In 1767, he was amongst those who were cruelly deported without warning, and after arriving in Italy, he joined the community of Jesuits in Bologna.

Rafael Landfvar

Some years later, the ‘ten book edition of his Latin epic poem about his beloved Mexico was published. It included some vivid lines about the Blessed Virgin of Guadalupe. He described how after she had shown Juan Diego a manifestation of her mercy, the Indian, ‘mentally disturbed and perplexed’ because of the miraculous event, was unable to find the places which the Queen had hallowed with her footsteps. In order to help him to guide his companions to the trail, the Virgin adorned the meadow with a health-bringing fountain and granted to the city ‘an everlasting pledge of her devotion’.

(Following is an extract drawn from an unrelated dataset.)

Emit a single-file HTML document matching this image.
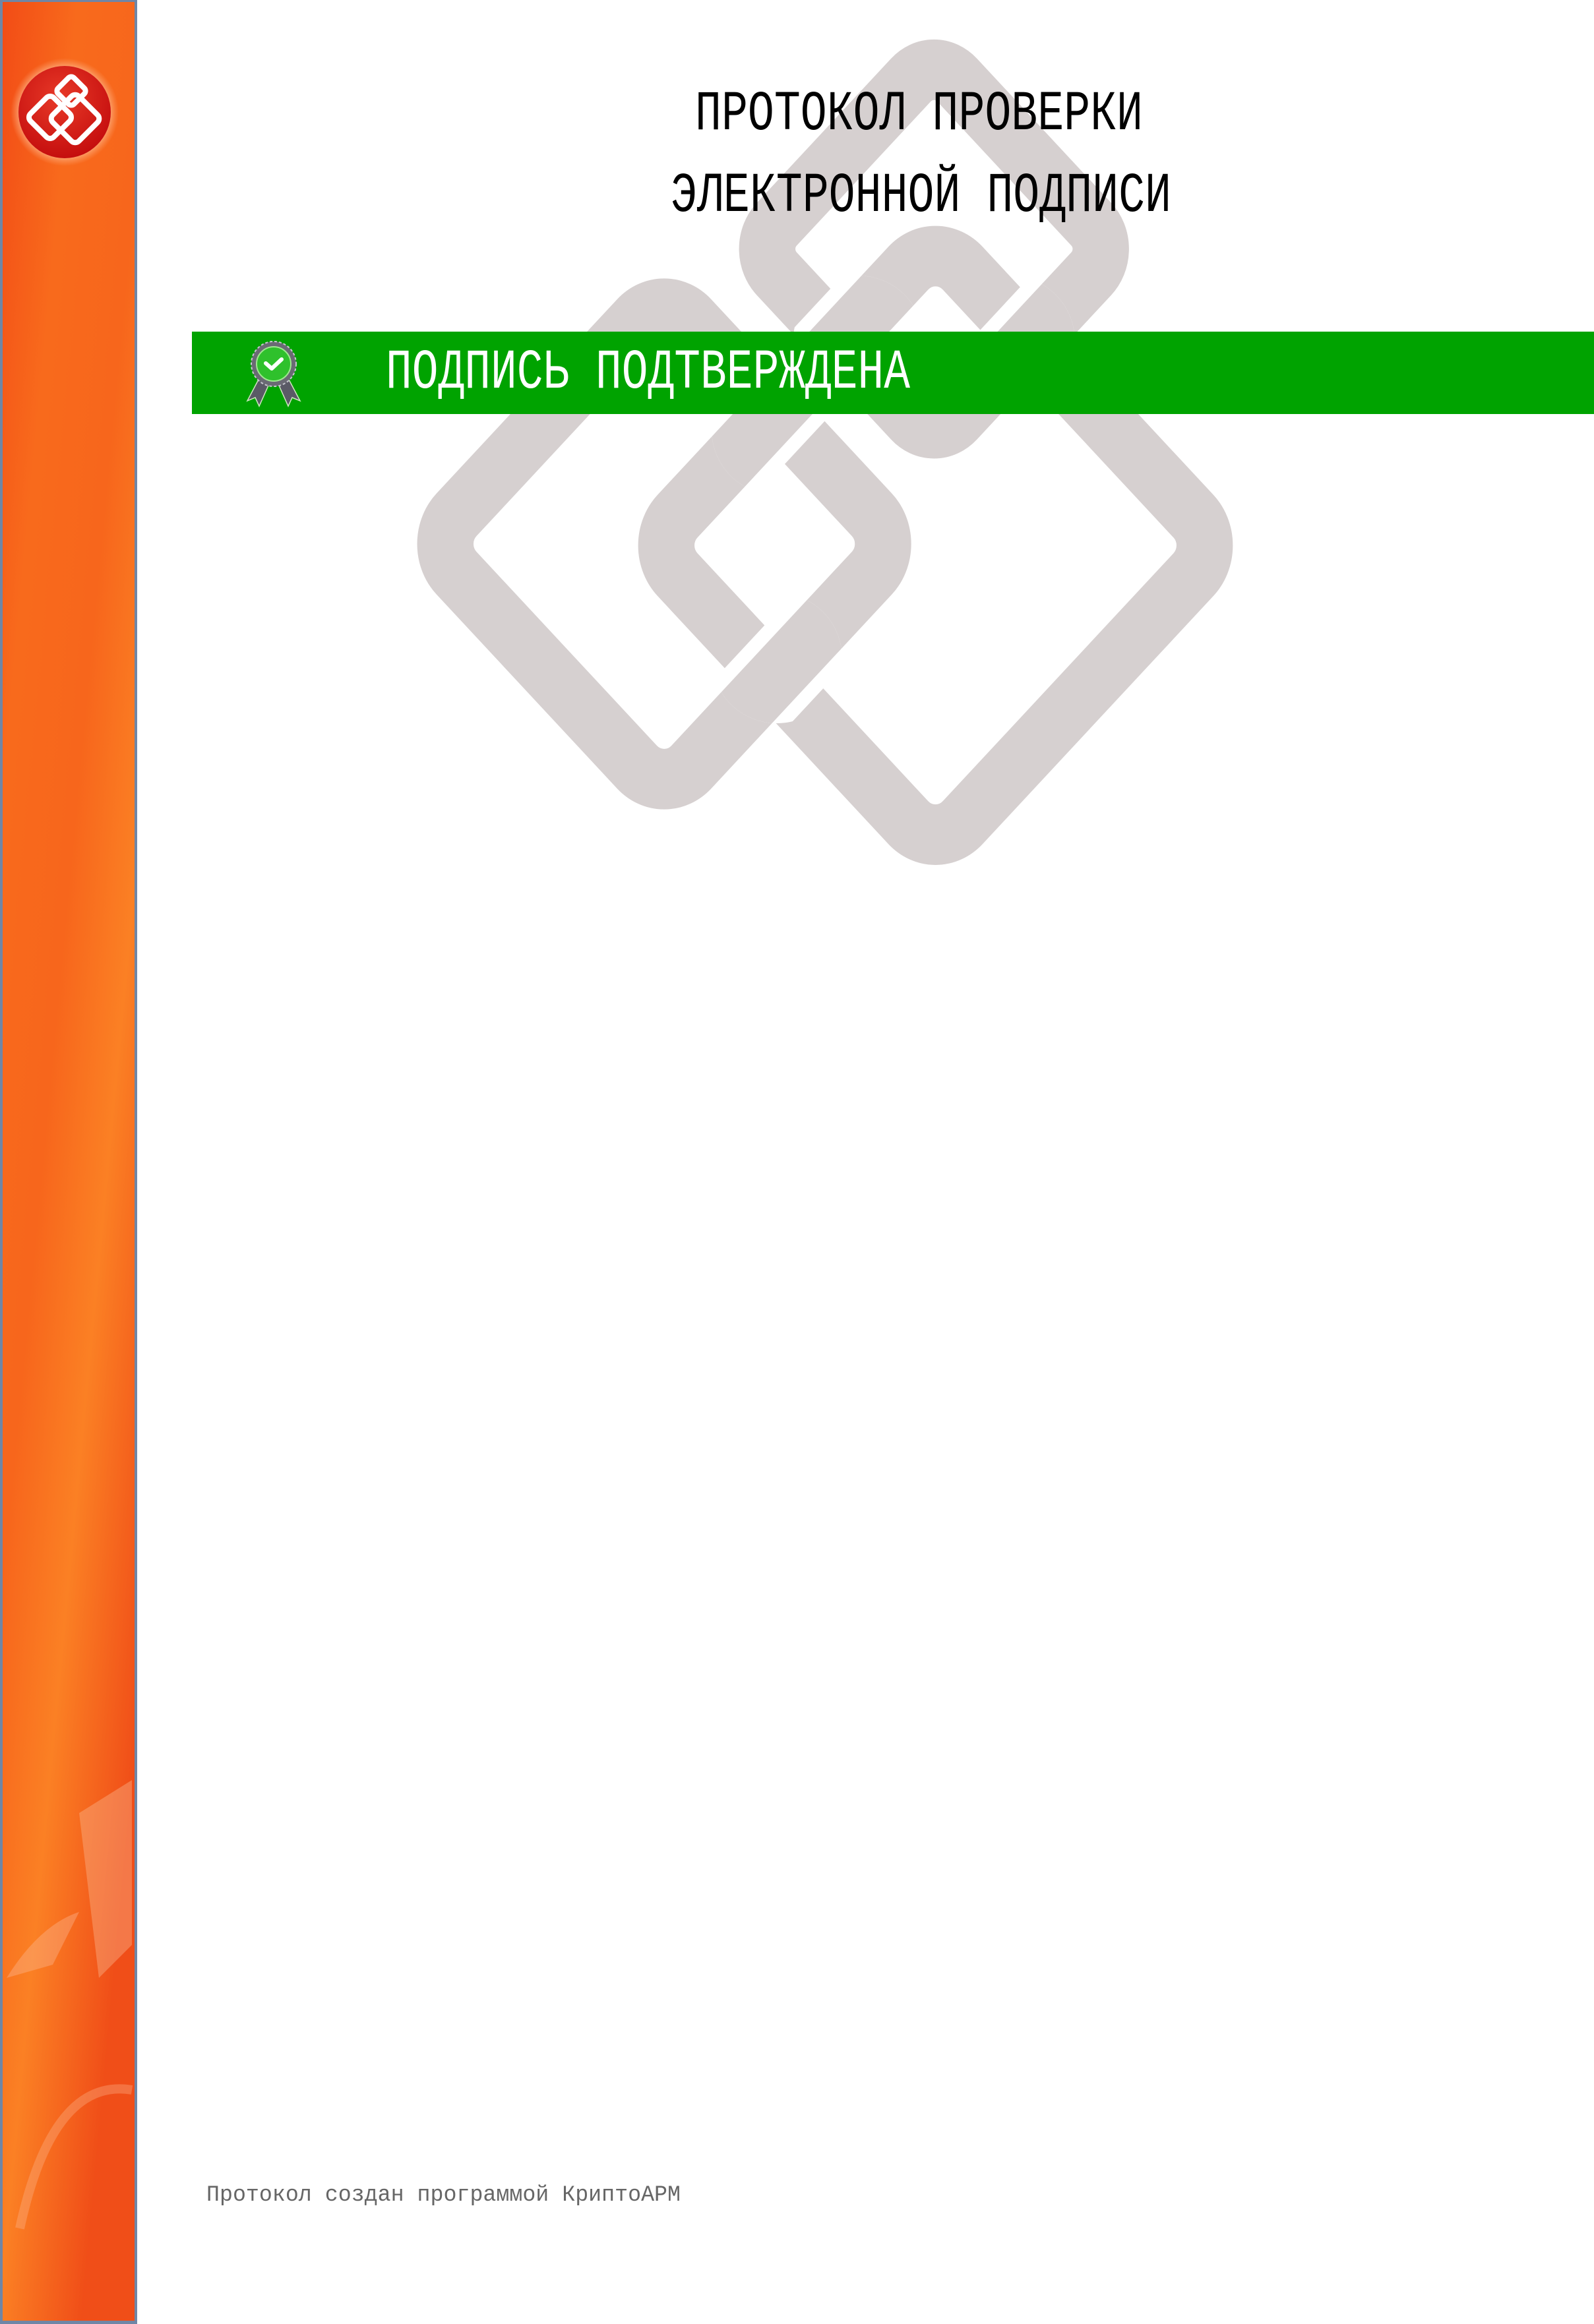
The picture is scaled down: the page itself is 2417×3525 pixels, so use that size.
<!DOCTYPE html>
<html><head><meta charset="utf-8"><style>
html,body{margin:0;padding:0;background:#fff;width:2417px;height:3525px;overflow:hidden}
</style></head><body>
<svg width="2417" height="3525" viewBox="0 0 2417 3525" xmlns="http://www.w3.org/2000/svg" style="position:absolute;left:0;top:0">
<defs>
<linearGradient id="sb" x1="0" y1="0" x2="0.6" y2="1">
<stop offset="0" stop-color="#f24c16"/>
<stop offset="0.25" stop-color="#f86a1c"/>
<stop offset="0.5" stop-color="#f7661c"/>
<stop offset="0.72" stop-color="#fb8024"/>
<stop offset="1" stop-color="#f04e18"/>
</linearGradient>
<radialGradient id="glow" cx="0.5" cy="0.5" r="0.5">
<stop offset="0.75" stop-color="#ffd0b0" stop-opacity="0.9"/>
<stop offset="1" stop-color="#ffb080" stop-opacity="0"/>
</radialGradient>
<radialGradient id="red" cx="0.45" cy="0.35" r="0.65">
<stop offset="0" stop-color="#e83a28"/>
<stop offset="1" stop-color="#c50e0e"/>
</radialGradient>
<rect id="dL" x="-112" y="-112" width="224" height="224" rx="26" transform="translate(448,367) scale(1,1.075) rotate(45)"/>
<rect id="dU" x="-86" y="-86" width="172" height="172" rx="22" transform="translate(630,168) scale(1,1.075) rotate(45)"/>
<rect id="dR" x="-136" y="-136" width="272" height="272" rx="26" transform="translate(631,368) scale(1,1.075) rotate(45)"/>
<clipPath id="c1"><circle cx="524" cy="444" r="44"/></clipPath>
<clipPath id="c2"><circle cx="524" cy="290" r="44"/></clipPath>
<clipPath id="c3"><circle cx="579" cy="230" r="44"/></clipPath>
<clipPath id="c4"><circle cx="681" cy="230" r="44"/></clipPath>
</defs>
<rect x="0" y="0" width="208" height="3525" fill="#6f86a6"/>
<rect x="4" y="3" width="200" height="3517" fill="url(#sb)"/>
<path d="M120 2750 L200 2700 L200 2950 L150 3000 Z" fill="#fbb890" opacity="0.4"/>
<path d="M10 3000 Q60 2920 120 2900 L80 2980 Z" fill="#fbc0a0" opacity="0.35"/>
<path d="M30 3380 Q80 3150 200 3170" stroke="#fbb890" stroke-width="14" fill="none" opacity="0.35"/>
<circle cx="98" cy="170" r="82" fill="url(#glow)"/>
<circle cx="98" cy="170" r="70" fill="url(#red)"/>
<g fill="none" stroke="#fff" stroke-width="8" stroke-linejoin="round">
<rect x="-25" y="-25" width="50" height="50" rx="8" transform="translate(76,178) rotate(45)"/>
<rect x="-17" y="-17" width="34" height="34" rx="6" transform="translate(108,138) rotate(45)"/>
<rect x="-28" y="-28" width="56" height="56" rx="8" transform="translate(114,180) rotate(45)"/>
</g>
<g transform="scale(2.248)" fill="none" stroke-linejoin="round">
<g stroke="#d6d0d0" stroke-width="38">
<use href="#dL"/><use href="#dU"/><use href="#dR"/>
</g>
<g clip-path="url(#c1)"><use href="#dL" stroke="#fff" stroke-width="56"/><use href="#dL" stroke="#d6d0d0" stroke-width="38"/></g>
<g clip-path="url(#c2)"><use href="#dR" stroke="#fff" stroke-width="56"/><use href="#dR" stroke="#d6d0d0" stroke-width="38"/></g>
<g clip-path="url(#c3)"><use href="#dR" stroke="#fff" stroke-width="56"/><use href="#dR" stroke="#d6d0d0" stroke-width="38"/></g>
<g clip-path="url(#c4)"><use href="#dU" stroke="#fff" stroke-width="56"/><use href="#dU" stroke="#d6d0d0" stroke-width="38"/></g>
</g>
<g font-family="Liberation Mono, DejaVu Sans Mono, monospace" font-size="66" fill="#000">
<text transform="translate(1054,196) scale(1,1.3)" textLength="679" lengthAdjust="spacingAndGlyphs">ПРОТОКОЛ ПРОВЕРКИ</text>
<text transform="translate(1017,320) scale(1,1.3)" textLength="759" lengthAdjust="spacingAndGlyphs">ЭЛЕКТРОННОЙ ПОДПИСИ</text>
</g>
<rect x="291" y="503" width="2126" height="125" fill="#00a300"/>
<text transform="translate(585,588) scale(1,1.3)" font-family="Liberation Mono, DejaVu Sans Mono, monospace" font-size="66" fill="#fff" textLength="795" lengthAdjust="spacingAndGlyphs">ПОДПИСЬ ПОДТВЕРЖДЕНА</text>
<g>
<path d="M395 570 L375 608 L387 603 L393 616 L410 578 Z" fill="#5a5a66" stroke="#cfe8c0" stroke-width="1.5"/>
<path d="M435 570 L455 608 L443 603 L437 616 L420 578 Z" fill="#5a5a66" stroke="#cfe8c0" stroke-width="1.5"/>
<circle cx="415" cy="552" r="34" fill="#6a6a74" stroke="#c8c8d0" stroke-width="2" stroke-dasharray="4 3"/>
<circle cx="415" cy="552" r="26" fill="#2fc12c" stroke="#9fe890" stroke-width="2"/>
<path d="M403 551 L412 559 L427 545" fill="none" stroke="#fff" stroke-width="6" stroke-linecap="round" stroke-linejoin="round"/>
</g>
<text x="313" y="3338" font-family="Liberation Mono, DejaVu Sans Mono, monospace" font-size="34" fill="#666" textLength="719" lengthAdjust="spacingAndGlyphs">Протокол создан программой КриптоАРМ</text>
</svg>
</body></html>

Why mention this obscure Mexican poet? Because his devotion to the Blessed Virgin remained with him throughout his life and inspired him to write two Marian poems. They have now been translated for the first time into English in The Epic of America – an Introduction to Landivar, published by Duckworth. The lines quoted below from Landivar’s ‘Ode in Honour of the Blessed Virgin’ demonstrate that the ideas he expressed about the role of Our Lady deserve to be more widely known. Perhaps they could even be incorporated into our own church tradition in praise of the Blessed Virgin.

See how the Father with just ordinance had long deemed to honour Mary, free from the sin of our first ancestor, and at once a Virgin and Mother, with his offspring. How the Virgin brought forth God for us; her breast was smitten with grim suffering inflicted by wounds and swords, and in shame she nobly positioned herself at the side of her Son.

In her kindness, she gave the people a formation in faith, she piously taught Christian ways; until borne up to heaven she departed, praised by Angelic song.

God the Creator gave her to the Angels as Queen, he too gave her to the Underworld as Mistress and to us, mercifully redeemed, as a Mother, outstanding in devotion.